The exercise asks you to copy every line below in which "page" appears.

[begin Provided data]

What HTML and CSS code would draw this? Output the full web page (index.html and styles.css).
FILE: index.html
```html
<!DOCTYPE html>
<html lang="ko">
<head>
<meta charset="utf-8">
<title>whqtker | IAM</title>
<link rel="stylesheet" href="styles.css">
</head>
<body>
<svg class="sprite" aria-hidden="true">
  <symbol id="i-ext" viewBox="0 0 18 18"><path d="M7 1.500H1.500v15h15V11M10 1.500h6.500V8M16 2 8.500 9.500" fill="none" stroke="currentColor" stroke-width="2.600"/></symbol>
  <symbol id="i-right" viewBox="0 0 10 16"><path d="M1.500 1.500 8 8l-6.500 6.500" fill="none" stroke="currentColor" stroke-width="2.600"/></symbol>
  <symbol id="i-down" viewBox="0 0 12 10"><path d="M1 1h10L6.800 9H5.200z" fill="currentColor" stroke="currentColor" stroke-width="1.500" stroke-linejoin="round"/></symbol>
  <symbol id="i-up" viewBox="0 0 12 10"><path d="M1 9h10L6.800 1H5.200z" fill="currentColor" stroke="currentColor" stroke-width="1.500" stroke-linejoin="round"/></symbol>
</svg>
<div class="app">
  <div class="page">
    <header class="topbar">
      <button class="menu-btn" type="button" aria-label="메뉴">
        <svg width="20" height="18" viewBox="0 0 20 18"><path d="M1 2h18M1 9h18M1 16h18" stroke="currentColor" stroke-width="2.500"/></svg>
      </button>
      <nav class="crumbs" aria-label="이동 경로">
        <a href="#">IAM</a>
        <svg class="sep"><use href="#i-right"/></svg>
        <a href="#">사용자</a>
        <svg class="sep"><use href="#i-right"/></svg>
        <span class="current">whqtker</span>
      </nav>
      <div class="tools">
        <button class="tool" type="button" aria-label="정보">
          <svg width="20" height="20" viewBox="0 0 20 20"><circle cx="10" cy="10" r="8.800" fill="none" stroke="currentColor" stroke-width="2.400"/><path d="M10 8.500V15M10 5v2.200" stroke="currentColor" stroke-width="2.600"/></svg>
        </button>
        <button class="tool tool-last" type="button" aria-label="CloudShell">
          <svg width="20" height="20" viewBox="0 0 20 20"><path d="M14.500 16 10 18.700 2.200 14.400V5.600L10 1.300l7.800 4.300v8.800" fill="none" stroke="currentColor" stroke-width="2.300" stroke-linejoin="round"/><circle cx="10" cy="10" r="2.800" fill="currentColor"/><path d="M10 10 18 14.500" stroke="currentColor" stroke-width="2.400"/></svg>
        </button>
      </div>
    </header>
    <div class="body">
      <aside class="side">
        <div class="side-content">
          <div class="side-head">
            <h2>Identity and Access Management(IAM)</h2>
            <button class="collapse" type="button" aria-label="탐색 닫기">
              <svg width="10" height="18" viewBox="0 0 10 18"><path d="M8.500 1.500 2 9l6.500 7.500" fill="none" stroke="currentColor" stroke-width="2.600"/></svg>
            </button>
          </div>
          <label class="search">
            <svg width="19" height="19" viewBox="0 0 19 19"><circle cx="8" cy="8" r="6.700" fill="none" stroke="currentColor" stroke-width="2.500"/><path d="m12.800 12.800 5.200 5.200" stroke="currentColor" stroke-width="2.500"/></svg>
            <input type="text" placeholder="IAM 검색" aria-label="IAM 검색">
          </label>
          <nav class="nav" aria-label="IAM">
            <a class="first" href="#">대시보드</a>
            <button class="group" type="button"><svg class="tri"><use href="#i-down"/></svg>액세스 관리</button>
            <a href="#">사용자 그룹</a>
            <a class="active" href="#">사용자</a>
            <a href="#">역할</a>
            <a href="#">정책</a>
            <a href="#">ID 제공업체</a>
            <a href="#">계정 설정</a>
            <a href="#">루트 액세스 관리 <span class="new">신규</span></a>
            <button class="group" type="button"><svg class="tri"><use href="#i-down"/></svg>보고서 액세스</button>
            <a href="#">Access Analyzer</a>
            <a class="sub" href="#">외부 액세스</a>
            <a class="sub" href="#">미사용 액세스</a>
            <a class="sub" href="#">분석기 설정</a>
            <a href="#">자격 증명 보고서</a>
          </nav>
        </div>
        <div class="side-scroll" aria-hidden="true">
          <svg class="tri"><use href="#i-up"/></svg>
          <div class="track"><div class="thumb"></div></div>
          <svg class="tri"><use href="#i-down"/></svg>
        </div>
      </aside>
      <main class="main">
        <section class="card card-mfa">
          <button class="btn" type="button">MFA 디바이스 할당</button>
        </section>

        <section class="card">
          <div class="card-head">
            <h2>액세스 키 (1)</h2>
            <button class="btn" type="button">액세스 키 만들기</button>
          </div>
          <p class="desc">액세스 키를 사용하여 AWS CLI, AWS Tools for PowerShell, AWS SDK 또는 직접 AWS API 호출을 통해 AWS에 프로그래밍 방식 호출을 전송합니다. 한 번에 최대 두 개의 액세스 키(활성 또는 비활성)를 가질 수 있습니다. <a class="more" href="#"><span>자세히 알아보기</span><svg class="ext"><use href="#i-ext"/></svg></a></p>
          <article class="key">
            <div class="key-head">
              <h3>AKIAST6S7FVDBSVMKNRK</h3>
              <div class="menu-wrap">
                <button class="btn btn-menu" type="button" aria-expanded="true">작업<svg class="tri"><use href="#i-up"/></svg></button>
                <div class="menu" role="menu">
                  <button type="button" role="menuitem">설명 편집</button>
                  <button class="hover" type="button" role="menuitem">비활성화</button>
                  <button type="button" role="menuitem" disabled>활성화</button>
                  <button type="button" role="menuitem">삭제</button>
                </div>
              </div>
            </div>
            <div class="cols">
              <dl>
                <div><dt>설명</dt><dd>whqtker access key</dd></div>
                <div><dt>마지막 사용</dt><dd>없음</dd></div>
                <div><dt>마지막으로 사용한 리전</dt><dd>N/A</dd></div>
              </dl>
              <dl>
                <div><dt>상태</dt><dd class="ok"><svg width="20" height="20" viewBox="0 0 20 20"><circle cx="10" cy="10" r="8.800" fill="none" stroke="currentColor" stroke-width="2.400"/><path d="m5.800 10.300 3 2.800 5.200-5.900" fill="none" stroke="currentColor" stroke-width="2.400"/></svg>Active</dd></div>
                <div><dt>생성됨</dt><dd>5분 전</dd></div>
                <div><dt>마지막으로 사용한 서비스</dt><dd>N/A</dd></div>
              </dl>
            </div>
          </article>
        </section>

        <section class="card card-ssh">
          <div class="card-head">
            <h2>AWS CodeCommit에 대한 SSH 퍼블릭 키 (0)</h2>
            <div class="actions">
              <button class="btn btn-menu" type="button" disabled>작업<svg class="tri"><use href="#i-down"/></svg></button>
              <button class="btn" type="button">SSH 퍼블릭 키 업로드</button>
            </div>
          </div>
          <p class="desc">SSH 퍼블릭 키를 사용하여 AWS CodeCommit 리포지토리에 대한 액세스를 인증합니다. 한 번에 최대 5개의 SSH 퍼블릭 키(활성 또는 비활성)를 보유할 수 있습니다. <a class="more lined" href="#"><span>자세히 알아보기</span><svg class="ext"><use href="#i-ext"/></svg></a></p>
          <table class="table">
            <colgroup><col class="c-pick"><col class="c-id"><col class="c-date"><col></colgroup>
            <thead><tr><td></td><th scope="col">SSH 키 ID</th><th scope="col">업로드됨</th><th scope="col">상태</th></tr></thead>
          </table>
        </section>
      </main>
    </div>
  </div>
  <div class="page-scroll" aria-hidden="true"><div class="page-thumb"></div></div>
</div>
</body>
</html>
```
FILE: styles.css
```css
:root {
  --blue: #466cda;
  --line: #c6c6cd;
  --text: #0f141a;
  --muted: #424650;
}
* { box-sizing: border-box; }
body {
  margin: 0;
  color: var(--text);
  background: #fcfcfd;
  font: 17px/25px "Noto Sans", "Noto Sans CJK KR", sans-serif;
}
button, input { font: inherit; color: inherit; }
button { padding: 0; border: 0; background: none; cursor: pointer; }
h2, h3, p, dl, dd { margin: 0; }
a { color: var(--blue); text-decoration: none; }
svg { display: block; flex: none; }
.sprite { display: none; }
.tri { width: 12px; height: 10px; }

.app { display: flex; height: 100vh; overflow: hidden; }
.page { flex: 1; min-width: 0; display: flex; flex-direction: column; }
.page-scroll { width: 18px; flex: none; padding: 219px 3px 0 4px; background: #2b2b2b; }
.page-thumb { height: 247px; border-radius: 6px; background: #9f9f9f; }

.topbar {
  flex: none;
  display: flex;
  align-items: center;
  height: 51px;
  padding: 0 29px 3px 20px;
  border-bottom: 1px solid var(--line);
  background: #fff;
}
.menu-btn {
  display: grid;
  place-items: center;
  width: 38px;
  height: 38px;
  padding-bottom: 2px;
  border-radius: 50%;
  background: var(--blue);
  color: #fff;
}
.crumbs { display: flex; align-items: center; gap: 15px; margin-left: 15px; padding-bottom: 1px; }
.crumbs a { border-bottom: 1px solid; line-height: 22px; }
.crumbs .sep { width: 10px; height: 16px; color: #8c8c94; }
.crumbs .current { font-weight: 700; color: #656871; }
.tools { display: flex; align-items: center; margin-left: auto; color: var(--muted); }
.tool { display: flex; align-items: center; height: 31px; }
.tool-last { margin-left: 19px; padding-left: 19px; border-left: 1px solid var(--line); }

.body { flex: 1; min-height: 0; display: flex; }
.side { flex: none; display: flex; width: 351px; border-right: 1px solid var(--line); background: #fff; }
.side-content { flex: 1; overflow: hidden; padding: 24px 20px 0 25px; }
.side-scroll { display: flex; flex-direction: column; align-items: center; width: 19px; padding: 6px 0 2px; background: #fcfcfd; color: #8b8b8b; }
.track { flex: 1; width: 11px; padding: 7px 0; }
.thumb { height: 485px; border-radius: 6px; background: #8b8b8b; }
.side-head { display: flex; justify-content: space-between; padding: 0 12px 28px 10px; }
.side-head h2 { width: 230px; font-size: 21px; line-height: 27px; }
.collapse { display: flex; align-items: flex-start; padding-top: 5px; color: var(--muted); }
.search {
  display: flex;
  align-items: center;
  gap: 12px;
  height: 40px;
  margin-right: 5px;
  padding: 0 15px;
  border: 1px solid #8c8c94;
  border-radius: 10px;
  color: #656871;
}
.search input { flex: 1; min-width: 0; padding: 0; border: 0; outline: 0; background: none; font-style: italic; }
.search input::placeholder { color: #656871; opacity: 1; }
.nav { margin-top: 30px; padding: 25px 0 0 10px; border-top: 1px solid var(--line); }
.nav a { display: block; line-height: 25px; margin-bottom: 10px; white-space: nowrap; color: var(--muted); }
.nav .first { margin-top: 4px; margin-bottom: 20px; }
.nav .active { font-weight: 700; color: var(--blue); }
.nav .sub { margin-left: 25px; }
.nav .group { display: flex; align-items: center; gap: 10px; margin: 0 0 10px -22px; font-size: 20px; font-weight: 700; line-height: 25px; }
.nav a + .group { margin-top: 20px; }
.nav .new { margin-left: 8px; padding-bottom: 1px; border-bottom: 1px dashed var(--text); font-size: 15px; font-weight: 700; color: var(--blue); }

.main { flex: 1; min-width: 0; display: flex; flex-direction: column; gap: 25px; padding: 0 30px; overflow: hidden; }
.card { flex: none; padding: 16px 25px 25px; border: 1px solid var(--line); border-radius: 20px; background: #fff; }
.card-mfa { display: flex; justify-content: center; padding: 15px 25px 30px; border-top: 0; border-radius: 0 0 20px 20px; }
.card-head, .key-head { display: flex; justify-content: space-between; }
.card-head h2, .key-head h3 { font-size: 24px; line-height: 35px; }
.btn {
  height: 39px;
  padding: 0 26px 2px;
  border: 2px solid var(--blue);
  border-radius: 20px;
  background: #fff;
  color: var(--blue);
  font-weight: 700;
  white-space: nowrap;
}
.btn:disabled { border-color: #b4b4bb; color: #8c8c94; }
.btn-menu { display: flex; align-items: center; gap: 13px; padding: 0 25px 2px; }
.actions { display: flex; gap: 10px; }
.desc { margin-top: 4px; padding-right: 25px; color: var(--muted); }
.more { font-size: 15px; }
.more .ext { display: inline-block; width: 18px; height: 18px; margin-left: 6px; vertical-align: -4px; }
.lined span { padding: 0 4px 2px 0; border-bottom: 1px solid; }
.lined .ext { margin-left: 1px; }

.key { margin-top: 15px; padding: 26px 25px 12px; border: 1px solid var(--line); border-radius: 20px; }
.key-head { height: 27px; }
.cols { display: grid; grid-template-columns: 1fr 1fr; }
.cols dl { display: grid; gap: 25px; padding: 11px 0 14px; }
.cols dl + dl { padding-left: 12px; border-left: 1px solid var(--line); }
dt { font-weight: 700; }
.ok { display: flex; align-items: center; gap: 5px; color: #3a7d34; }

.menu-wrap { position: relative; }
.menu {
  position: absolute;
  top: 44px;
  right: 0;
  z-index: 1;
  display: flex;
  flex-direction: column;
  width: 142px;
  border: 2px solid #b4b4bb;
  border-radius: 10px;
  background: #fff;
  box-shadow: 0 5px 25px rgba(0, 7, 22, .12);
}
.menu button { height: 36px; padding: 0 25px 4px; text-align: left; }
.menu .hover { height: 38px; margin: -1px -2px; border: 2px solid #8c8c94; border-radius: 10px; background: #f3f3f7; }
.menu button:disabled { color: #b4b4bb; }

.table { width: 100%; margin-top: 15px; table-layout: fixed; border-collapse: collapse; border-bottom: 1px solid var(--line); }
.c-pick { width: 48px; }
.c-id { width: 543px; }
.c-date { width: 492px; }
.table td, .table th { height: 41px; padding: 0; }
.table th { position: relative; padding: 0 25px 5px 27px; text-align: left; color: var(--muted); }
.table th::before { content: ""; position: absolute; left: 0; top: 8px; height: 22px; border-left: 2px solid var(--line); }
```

[end Provided data]

◆ **Task solution**
What HTML and CSS code would draw this? Output the full web page (index.html and styles.css).
  <div class="page">
  <div class="page-scroll" aria-hidden="true"><div class="page-thumb"></div></div>
.page { flex: 1; min-width: 0; display: flex; flex-direction: column; }
.page-scroll { width: 18px; flex: none; padding: 219px 3px 0 4px; background: #2b2b2b; }
.page-thumb { height: 247px; border-radius: 6px; background: #9f9f9f; }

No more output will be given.